Cross country team has season best at weekend invitational

By Oliver Lazenby

Runners on Blaine High School’s small cross country teams may not have placed well relative to runners from around the state at last weekend’s Hole in the Wall Invitational at Lakewood High School in Arlington but Borderite runners smashed their own records.

The meet was Blaine’s best of the season; everyone who ran had a personal best.


Three Blaine girls raced on October 5 at Peace Arch State Park, compared to 16 from Sehome High School and 12 from Lynden Christian High School. Photo by Oliver Lazenby.

“Luckily, the temperatures were mild, so even though it was wet, kids did not get cold and it actually made for great racing conditions,” reported Blaine head coach Carey Bacon. “I can’t recall a race where every kid had a personal record.”

Blaine’s top finisher, freshman Masahide Shibuya, finished the 5,000-meter race 53rd out of 219 runners in the varsity boy’s division, with a time of 17 minutes and 35 seconds. Blaine junior Liam Lyons trailed just behind him, crossing the line in 17:44 for 61st place.

Others Blaine runners to achieve personal bests include George Cheatham, Eli Yost, Aiden Simpson, Devon Daly, Xavier Felmley, Jamie Good, Taylee McCormick and Sophia Dwyer. Dwyer’s time of 23:54 made her the fastest Blaine girl.

Shibuya and Lyons have run together and finished near the top all season. They came in second and third in a 4,000-meter race at Mount Baker High School on September 21. Shibuya won a 4,000-meter race in Whatcom Falls Park in Bellingham on September 14 against Squalicum and Nooksack Valley.

Blaine runners have improved throughout the season thanks to consistent training and mileage – an all-important factor in cross country.


Masahide Shibuya, second from left, and Liam Lyons, r., on the first of three laps around Peace Arch State Park on October 5. Lyons and Shibuya came in 4th and 5th place. Photo by Oliver Lazenby.
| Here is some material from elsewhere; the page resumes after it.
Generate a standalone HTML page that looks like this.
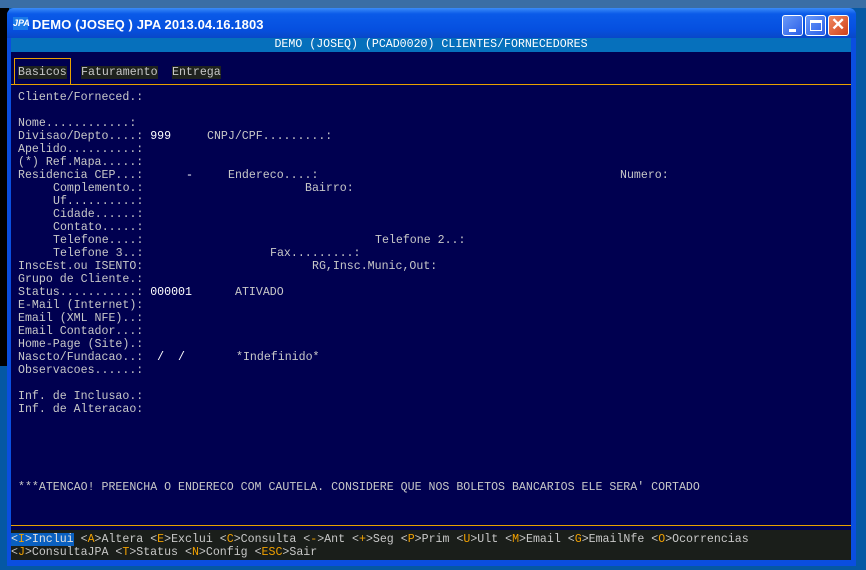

The team has missed only one practice – September 29, when Blaine schools were closed and without power. That’s the only day off coach Bacon has allowed in his 18 years as coach, he said.

“The kids deserved it as we had been working really hard for the previous week,” he said. “One day off will not have a big impact on training; in fact, planned out rest is a tried and true technique for helping some runners perform better if done correctly.”

Despite personal successes, Blaine placed 23 out of 29 schools at the invitational. Blaine typically doesn’t score well as a team because other schools have much bigger cross country programs. The first five finishers score in a cross country meet.

In Blaine’s third-place finish against Sehome and Lynden Christian in its home meet on October 5 at Peace Arch State Park, nine Blaine boys finished the race. Lynden Christian had 10 finishers, and Sehome had 45.

The problem is more pronounced for the Blaine girls, who only have four runners – not enough to be an officially scoring team.

The program has had trouble in recent years attracting students. Athletics participation is steady for the school, but girls face ample other options for fall sports, said Blaine High School athletic director Wayne Vezzetti.

“In the fall they’re having to make choices between soccer, volleyball and cross country. We’re seeing more kids go to soccer and volleyball and that’s having an impact,” he said. “It’s a tough one and I’m not sure why. It’s been like that for a while. I know coach Bacon works hard to get a lot of kids out there.”

The program’s numbers could improve in the next couple of years. About half of this year’s athletes – and the majority of the boys – are freshmen and sophomores.

At the Peace Arch on October 5, Lynden Christian junior Brooks DeWaard got an early lead and stayed out front, crossing the finish line ahead of the next runner by nearly 30 seconds with a time of 17:51. Sehome’s Jacob Frazier and Tadeusz Pforte crossed the line next at 18:19.

Blaine’s leaders Liam Lyons (18:28) and Masahide Shibuya (18:33) came in fourth and fifth. Shibuya usually places ahead of Lyons.

“He wasn’t feeling too good, so I beat him in the last stretch,” Lyons said about his teammate, who crossed the line holding his side. Lyons said he felt strong and relaxed for the last lap, running with his teammate and seeing no one immediately on his heels.

The next six runners across the line were from Sehome, making them the winning team.

The Borderites’ next meet starts at 4 p.m. on Thursday, October 13 at Lake Padden Park in Bellingham.